Stroger Hospital falls below the national average in patient satisfaction, its chief medical officer told Cook County Health and Hospital System board members today.
Dr. Maurice Lemon said Stroger performed poorly on patient satisfaction surveys, though only 16 percent of patients issued the survey responded.
Chief among patients’ concerns were long wait times, bad attitudes among the staff and poor explanations of treatments.
“Patient satisfaction needs to be a higher priority for this staff,” Lemon said. It should be “a credo that drives the quality and care we deliver.”
Lemon listed a number of patient gripes, including that staff members were not receptive to patients' emotional needs, a lenghty discharge process and a lack of information from doctors and nurses.
The quarterly review of Stroger Hospital today also showed the hospital falls short of the national average in number of treatment areas.
Lemon told the Quality and Patient Safety Committee the hospital has fallen behind expectations in encouraging smoking cessation for patients suffering heart attacks, according to federal data. In addition, Lemon said Stroger ranks last out of 56 area hospitals in responding to heart attacks.
It also is far below standards in giving heart attack patients so-called “door-to-balloon” treatment, in which a tiny balloon is inserted into a patient’s heart to relieve symptoms.
“It’s not an easy thing, these time-limited issues,” Lemon said, because heart attack patients don’t “broadcast” the severity of their cases in the waiting room. Another complication, he said, was a lack of cardiology teams on-site at all times. Unlike Loyola University Medical Center, teams are on-call, and must be paged at night or on the weekend.
Lemon cited deficiencies in the hospital’s treatment of pneumonia patients. It falls far below the national average in giving antibiotics within six hours of admission, and below the average in offering a flu vaccine, as well.
But Lemon set a number of goals to improve performance, and said the hospital’s statistics are more updated than those processed by the federal government, which span six quarters in 2007 and 2008. The more recent numbers, Lemon said, allow the hospital to take immediate steps, which may not show up in federal surveys.
After Lemon’s presentation, committee chairman Luis Munoz seemed perplexed.
“You have a lot of issues there, and I don’t know where to start,” Munoz said.
In other business, committee members are pleased with the implementation of a new electronic records program, which they say allows better access to records, better coordination between departments and improved analysis of hospital capabilities.

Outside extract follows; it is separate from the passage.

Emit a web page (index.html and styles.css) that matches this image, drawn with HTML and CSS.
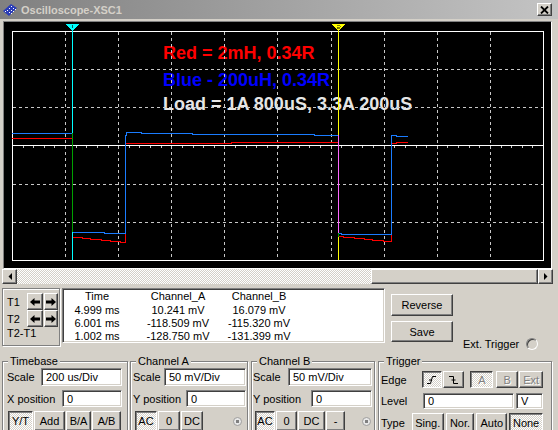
FILE: index.html
```html
<!DOCTYPE html>
<html>
<head>
  <meta charset="UTF-8">
  <link rel="stylesheet" href="styles.css">
</head>
<body>
<div class="window">

  <!-- title bar -->
  <div class="titlebar">
    <svg class="app-icon" width="16" height="16" viewBox="0 0 16 16">
      <polygon points="1,9 9,2 15,6 7,14" fill="#2a3cb8"/>
      <g fill="#fff">
        <rect x="5" y="8" width="1" height="1"/><rect x="7" y="6" width="1" height="1"/>
        <rect x="9" y="4" width="1" height="1"/><rect x="7" y="10" width="1" height="1"/>
        <rect x="9" y="8" width="1" height="1"/><rect x="11" y="6" width="1" height="1"/>
        <rect x="3" y="9" width="1" height="1"/><rect x="9" y="11" width="1" height="1"/>
        <rect x="11" y="9" width="1" height="1"/><rect x="13" y="7" width="1" height="1"/>
      </g>
    </svg>
    <span class="title">Oscilloscope-XSC1</span>
    <button class="btn close-btn">
      <svg width="9" height="8" viewBox="0 0 9 8"><path d="M1 0.5L8 7.5M8 0.5L1 7.5" stroke="#000" stroke-width="1.8"/></svg>
    </button>
  </div>

  <!-- scope screen -->
  <div class="screen">
    <svg class="scope" width="547" height="246" viewBox="4 22 547 246">
      <rect x="4" y="22" width="547" height="246" fill="#000"/>

      <g class="notes">
        <text x="163" y="59" fill="#ff0000">Red = 2mH, 0.34R</text>
        <text x="163" y="86" fill="#0000ff">Blue - 200uH, 0.34R</text>
        <text x="163" y="110" fill="#e6e6e6">Load = 1A 800uS, 3.3A 200uS</text>
      </g>

      <path class="grid" d="M65.5 32V260M118.5 32V260M171.5 32V260M224.5 32V260M277.5 32V260M331.5 32V260M384.5 32V260M437.5 32V260M490.5 32V260M13 69.5H543M13 107.5H543M13 184.5H543M13 222.5H543"/>
      <path d="M12 145.5H543" stroke="#fff"/>
      <path class="ticks" d="M12 147H543"/>
      <rect x="12.5" y="31.5" width="531" height="229" fill="none" stroke="#fff"/>

      <!-- channel A -->
      <path class="trace" stroke="#ff0000" d="M12 138.5H72.5V237.5H82.5V238.5H90.5V239.5H101.5V240.5H110V241.5H120V242.5H125.5V143.5H231V142.5H338.5V236.5H343V237.5H354V238.5H364V239.5H372V240.5H383V241.5H391.5V143.5H396V142.5H408"/>
      <!-- channel B -->
      <path class="trace" stroke="#1a7cff" d="M12 133.5H72.5V232.5H104V233.5H125.5V135H126.5V132.5H141V133.5H192V134.5H314V135.5H338.5V233.5H341V234.5H391.5V135.5H396V136.5H408"/>

      <!-- cursors -->
      <path d="M72.5 31V260" stroke="#00ffff"/>
      <path d="M72.5 133V232" stroke="#00a000"/>
      <polygon points="65,24 80,24 72.5,31" fill="#00ffff"/>
      <path d="M72.5 25V28" stroke="#006060"/>

      <path d="M338.5 31V260" stroke="#ffff00"/>
      <path d="M338.5 135V233" stroke="#ff66ff"/>
      <path d="M338.5 233V237" stroke="#00a000"/>
      <polygon points="331,24 346,24 338.5,31" fill="#ffff00"/>
      <path d="M337 25.5H340V27H337V28.5H340" stroke="#606000" stroke-width="0.8" fill="none"/>
    </svg>
  </div>

  <!-- horizontal scroll bar -->
  <div class="hscroll">
    <button class="btn sb-btn">
      <svg width="4" height="7" viewBox="0 0 4 7"><polygon points="4,0 4,7 0.5,3.5" fill="#000"/></svg>
    </button>
    <div class="sb-track"></div>
    <div class="sb-thumb"></div>
    <button class="btn sb-btn">
      <svg width="4" height="7" viewBox="0 0 4 7"><polygon points="0,0 0,7 3.5,3.5" fill="#000"/></svg>
    </button>
  </div>

  <!-- cursor readout -->
  <div class="readout-row">
    <div class="cursors">
      <span class="t-label">T1</span>
      <button class="btn arrow-btn">
        <svg width="10" height="8" viewBox="0 0 10 8"><polygon points="0,4 4.5,0 4.5,2.5 10,2.5 10,5.5 4.5,5.5 4.5,8" fill="#000"/></svg>
      </button>
      <button class="btn arrow-btn">
        <svg width="10" height="8" viewBox="0 0 10 8"><polygon points="10,4 5.5,0 5.5,2.5 0,2.5 0,5.5 5.5,5.5 5.5,8" fill="#000"/></svg>
      </button>
      <span class="t-label">T2</span>
      <button class="btn arrow-btn">
        <svg width="10" height="8" viewBox="0 0 10 8"><polygon points="0,4 4.5,0 4.5,2.5 10,2.5 10,5.5 4.5,5.5 4.5,8" fill="#000"/></svg>
      </button>
      <button class="btn arrow-btn">
        <svg width="10" height="8" viewBox="0 0 10 8"><polygon points="10,4 5.5,0 5.5,2.5 0,2.5 0,5.5 5.5,5.5 5.5,8" fill="#000"/></svg>
      </button>
      <span class="t-diff">T2-T1</span>
    </div>

    <div class="readout">
      <table>
        <tr><td class="c-time">Time</td><td class="c-a">Channel_A</td><td class="c-b">Channel_B</td></tr>
        <tr><td>4.999 ms</td><td>10.241 mV</td><td>16.079 mV</td></tr>
        <tr><td>6.001 ms</td><td>-118.509 mV</td><td>-115.320 mV</td></tr>
        <tr><td>1.002 ms</td><td>-128.750 mV</td><td>-131.399 mV</td></tr>
      </table>
    </div>

    <div class="side-btns">
      <button class="btn reverse-btn">Reverse</button>
      <button class="btn save-btn">Save</button>
    </div>

    <div class="ext-trigger">
      <span>Ext. Trigger</span>
      <span class="radio"></span>
    </div>
  </div>

  <!-- settings -->
  <div class="controls">
    <div class="group timebase">
      <span class="group-title">Timebase</span>
      <div class="row">
        <span>Scale</span>
        <input class="field w81" type="text" value="200 us/Div">
      </div>
      <div class="row row-2">
        <span>X position</span>
        <input class="field w60" type="text" value="0">
      </div>
      <div class="btn-row">
        <button class="btn on" style="width:25px">Y/T</button>
        <button class="btn" style="width:31px">Add</button>
        <button class="btn" style="width:25px">B/A</button>
        <button class="btn" style="width:29px">A/B</button>
      </div>
    </div>

    <div class="group chan-a">
      <span class="group-title">Channel A</span>
      <div class="row">
        <span>Scale</span>
        <input class="field w82" type="text" value="50 mV/Div">
      </div>
      <div class="row row-2">
        <span>Y position</span>
        <input class="field w60" type="text" value="0">
      </div>
      <div class="btn-row">
        <button class="btn on" style="width:22px">AC</button>
        <button class="btn" style="width:22px">0</button>
        <button class="btn" style="width:22px">DC</button>
        <span class="mini-radio"></span>
      </div>
    </div>

    <div class="group chan-b">
      <span class="group-title">Channel B</span>
      <div class="row">
        <span>Scale</span>
        <input class="field w84" type="text" value="50 mV/Div">
      </div>
      <div class="row row-2">
        <span>Y position</span>
        <input class="field w61" type="text" value="0">
      </div>
      <div class="btn-row">
        <button class="btn on" style="width:20px">AC</button>
        <button class="btn" style="width:21px">0</button>
        <button class="btn" style="width:27px">DC</button>
        <button class="btn" style="width:19px">-</button>
        <span class="mini-radio"></span>
      </div>
    </div>

    <div class="group trigger">
      <span class="group-title">Trigger</span>
      <div class="row edge-row">
        <span class="lbl-edge">Edge</span>
        <button class="btn on" style="width:20px">
          <svg width="9" height="8" viewBox="0 0 9 8"><path d="M0 7.5H3.5L5.5 0.5H9M2 4H5" stroke="#000" fill="none"/></svg>
        </button>
        <button class="btn" style="width:22px">
          <svg width="9" height="8" viewBox="0 0 9 8"><path d="M0 0.5H4.5V7.5H9M2.5 4H6.5" stroke="#000" fill="none"/></svg>
        </button>
        <button class="btn on" disabled style="width:23px;margin-left:5px">A</button>
        <button class="btn" disabled style="width:22px;margin-left:2px">B</button>
        <button class="btn" disabled style="width:24px">Ext</button>
      </div>
      <div class="row level-row">
        <span class="lbl-level">Level</span>
        <input class="field w91" type="text" value="0">
        <input class="field w27" type="text" value="V">
      </div>
      <div class="btn-row type-row">
        <span class="lbl-type">Type</span>
        <button class="btn" style="width:32px">Sing.</button>
        <button class="btn" style="width:29px">Nor.</button>
        <button class="btn" style="width:31px">Auto</button>
        <button class="btn on" style="width:34px">None</button>
      </div>
    </div>
  </div>

</div>
</body>
</html>
```

FILE: styles.css
```css
body {
  margin: 0;
  background: #d4d0c8;
  font: 11px "Liberation Sans", Arial, sans-serif;
  color: #000;
}
.window {
  width: 558px;
  height: 430px;
  overflow: hidden;
  background: #d4d0c8;
}

/* generic win2k widgets */
.btn {
  box-sizing: border-box;
  display: flex;
  align-items: center;
  justify-content: center;
  padding: 0;
  font: inherit;
  color: #000;
  background: #d4d0c8;
  border: 1px solid;
  border-color: #fff #404040 #404040 #fff;
  box-shadow: inset -1px -1px #808080;
}
.btn.on {
  border-color: #404040 #fff #fff #404040;
  box-shadow: inset 1px 1px #808080;
  background: repeating-conic-gradient(#d4d0c8 0 25%, #fff 0 50%) 0 0 / 2px 2px;
}
.btn:disabled {
  color: #808080;
  text-shadow: 1px 1px #fff;
}
.field {
  box-sizing: border-box;
  height: 100%;
  padding: 0 0 0 4px;
  font: inherit;
  color: #000;
  background: #fff;
  border: 1px solid;
  border-color: #808080 #fff #fff #808080;
  box-shadow: inset 1px 1px #404040, inset -1px -1px #d4d0c8;
  outline: none;
}
.w27 { width: 27px; margin-left: 2px; }
.w60 { width: 60px; }
.w61 { width: 61px; }
.w81 { width: 81px; }
.w82 { width: 82px; }
.w84 { width: 84px; }
.w91 { width: 91px; }

/* title bar */
.titlebar {
  display: flex;
  align-items: center;
  height: 19px;
  padding-left: 2px;
  background: linear-gradient(90deg, #808080, #c4c4c4);
}
.title {
  margin-left: 3px;
  font-weight: bold;
  color: #d4d0c8;
}
.close-btn {
  width: 15px;
  height: 13px;
  margin-left: auto;
  margin-right: 6px;
}

/* screen */
.screen {
  width: 547px;
  height: 246px;
  margin: 2px 0 0 3px;
  border: 1px solid;
  border-color: #808080 #fff #fff #808080;
}
.scope {
  display: block;
  shape-rendering: crispEdges;
}
.notes text {
  font: bold 18px "Liberation Sans", Arial, sans-serif;
}
.grid {
  stroke: #c8c8c8;
  stroke-dasharray: 3 3;
}
.ticks {
  stroke: #c8c8c8;
  stroke-width: 2;
  stroke-dasharray: 1 9.62;
}
.trace {
  fill: none;
}

/* scroll bar */
.hscroll {
  display: flex;
  width: 551px;
  height: 15px;
  margin-left: 2px;
}
.sb-btn {
  width: 15px;
  height: 15px;
}
.sb-track {
  flex: 1;
  background: repeating-conic-gradient(#d4d0c8 0 25%, #fff 0 50%) 0 0 / 2px 2px;
}
.sb-thumb {
  box-sizing: border-box;
  width: 167px;
  border: 1px solid;
  border-color: #fff #404040 #404040 #fff;
  box-shadow: inset -1px -1px #808080;
}

/* readout row */
.readout-row {
  display: flex;
  height: 58px;
  margin-top: 4px;
  padding-left: 2px;
}
.cursors {
  box-sizing: border-box;
  width: 58px;
  height: 58px;
  padding: 4px 0 0 4px;
  border: 1px solid #808080;
  box-shadow: inset 1px 1px #fff, 1px 1px #fff;
  display: grid;
  grid-template-columns: 19px 16px 14px;
  grid-template-rows: 17px 17px 13px;
  column-gap: 1px;
  align-items: center;
}
.arrow-btn {
  height: 17px;
}
.t-diff {
  grid-column: 1 / 4;
  line-height: 13px;
}
.readout {
  box-sizing: border-box;
  width: 323px;
  height: 55px;
  margin-left: 2px;
  background: #fff;
  border: 1px solid;
  border-color: #808080 #fff #fff #808080;
  box-shadow: inset 1px 1px #404040, inset -1px -1px #d4d0c8;
  padding: 1px;
}
.readout table {
  border-collapse: collapse;
}
.readout td {
  padding: 0;
  height: 13.4px;
  line-height: 13px;
  text-align: center;
  white-space: nowrap;
}
.c-time { width: 66px; }
.c-a { width: 96px; }
.c-b { width: 66px; }
.side-btns {
  display: flex;
  flex-direction: column;
  margin-left: 6px;
}
.side-btns .btn {
  width: 62px;
}
.reverse-btn {
  height: 22px;
  margin-top: 6px;
}
.save-btn {
  height: 21px;
  margin-top: 5px;
}
.ext-trigger {
  display: flex;
  align-items: center;
  gap: 7px;
  height: 13px;
  margin: 49px 0 0 10px;
}
.radio {
  box-sizing: border-box;
  width: 12px;
  height: 12px;
  border-radius: 50%;
  border: 1px solid;
  border-color: #808080 #fff #fff #808080;
  box-shadow: inset 1px 1px #404040;
  background: #d4d0c8;
}

/* settings groups */
.controls {
  display: flex;
  margin-top: 15px;
  padding-left: 2px;
}
.group {
  position: relative;
  box-sizing: border-box;
  height: 80px;
  padding-top: 6px;
  border: 1px solid #808080;
  box-shadow: inset 1px 1px #fff, 1px 1px #fff;
}
.group-title {
  position: absolute;
  top: -7px;
  left: 5px;
  padding: 0 2px;
  line-height: 13px;
  background: #d4d0c8;
}
.timebase { width: 126px; }
.chan-a { width: 118px; margin-left: 2px; }
.chan-b { width: 124px; margin-left: 3px; }
.trigger { width: 174px; margin-left: 3px; }

.row {
  display: flex;
  align-items: center;
  height: 18px;
}
.row .field:first-of-type {
  margin-left: auto;
}
.row-2 {
  height: 17px;
  margin-top: 4px;
}
.btn-row {
  display: flex;
  align-items: center;
  gap: 1px;
  height: 20px;
  margin-top: 4px;
}
.btn-row .btn {
  height: 20px;
}
.timebase .row { padding: 0 5px 0 4px; }
.timebase .btn-row { padding-left: 5px; }
.chan-a .row { padding: 0 1px 0 2px; }
.chan-a .btn-row { padding-left: 4px; }
.chan-b .row { padding: 0 2px 0 1px; }
.chan-b .btn-row { padding-left: 3px; }

.mini-radio {
  box-sizing: border-box;
  width: 9px;
  height: 9px;
  margin: 0 5px 0 auto;
  border-radius: 50%;
  border: 1px solid #a0a0a0;
  background: radial-gradient(circle, #808080 0 1.5px, #e8e8e8 2px);
}
.chan-b .mini-radio { margin-right: 3px; }

.trigger .row,
.trigger .btn-row { padding: 0 8px 0 2px; }
.edge-row {
  height: 17px;
  margin-top: 3px;
  gap: 1px;
}
.edge-row .btn { height: 17px; }
.lbl-edge { width: 40px; }
.level-row {
  height: 16px;
  margin-top: 5px;
}
.lbl-level { width: 42px; }
.level-row .field:first-of-type { margin-left: 0; }
.type-row {
  gap: 2px;
  margin-top: 4px;
}
.lbl-type { width: 29px; }
```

The health system hopes to unveil and new and improved Web site by Oct. 1.
In addition, health system COO David Small said a sub-committee is moving forward to draft a plan that would eliminate smoking from health system campuses, including its three hospitals and satellite facilities.
Finally, hospital officials are still waiting from an official report from the Centers for Medicare and Medicaid, resulting from several infractions at the Stroger laboratories. If a plan for improvement submitted by the hospital is deemed inadequate, the hospital could lose federal funding for its labs.